A la sortie du virage, l’aiguille du compte-tours s’envole et vous replonge dans l’ambiance MotoGP.
Le moteur Crossplane prend tout son sens dans ce châssis, avec un résultat très homogène et efficace. Au niveau du confort, la position radicale finira par faire souffrir vos poignets et votre dos. Les jambes assez repliées finiront par montrer des signes de fatigues si vous ne bougez pas de temps en temps. Une efficacité qui se fait sentir partout, même en ville! Bon, en appui sur les poignets, ce n’est pas l’expérience la plus agréable à vivre sur une R1, mais elle s’en sort plutôt bien. On s’extrait facilement du trafic et le châssis travaille aussi bien à 30 km/h dans les giratoires que lors d’une arsouille sur une route de montagne. La R1 sait (presque) tout faire et est imperturbable!
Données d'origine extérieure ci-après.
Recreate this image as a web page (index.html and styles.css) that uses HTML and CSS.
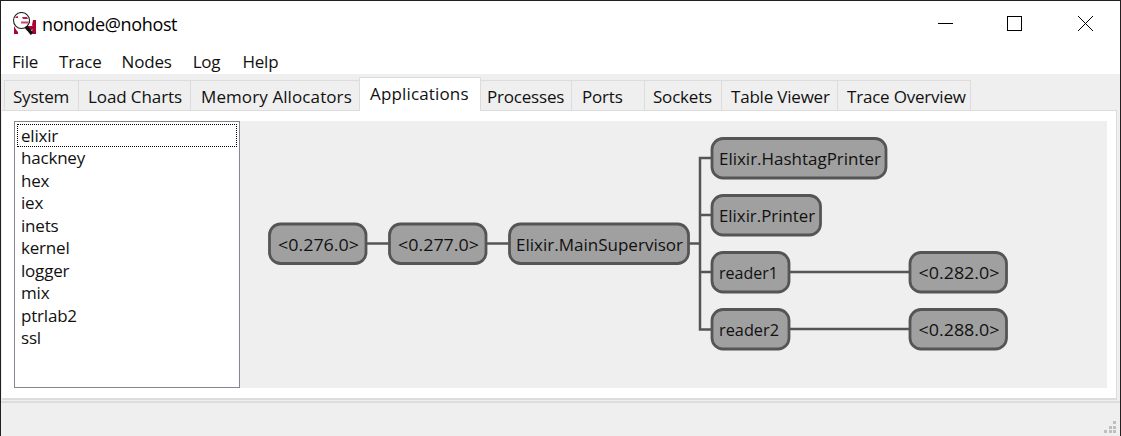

La R1, comme toutes les sportives, est un peu à l’étroit hors des circuits. Sur la route, on profite pourtant d’un moteur au fonctionnement et à la sonorité atypiques. La R1 ne joue pas la carte de la puissance pure et prend le monde des sportives à contre-pied. Yamaha a fait d’une technologie de course un outil idéal pour la route, en dotant sa bête de puissance d’un caractère docile. C’est la grande force de cette moto: on exploite bien plus son moteur qu’un quatre cylindres classique, qui marche très fort dans les tours mais dispose souvent d’un caractère on/off. La R1 est différente, mais conserve toujours cette aura particulière qui fait qu’on la pilote avec respect.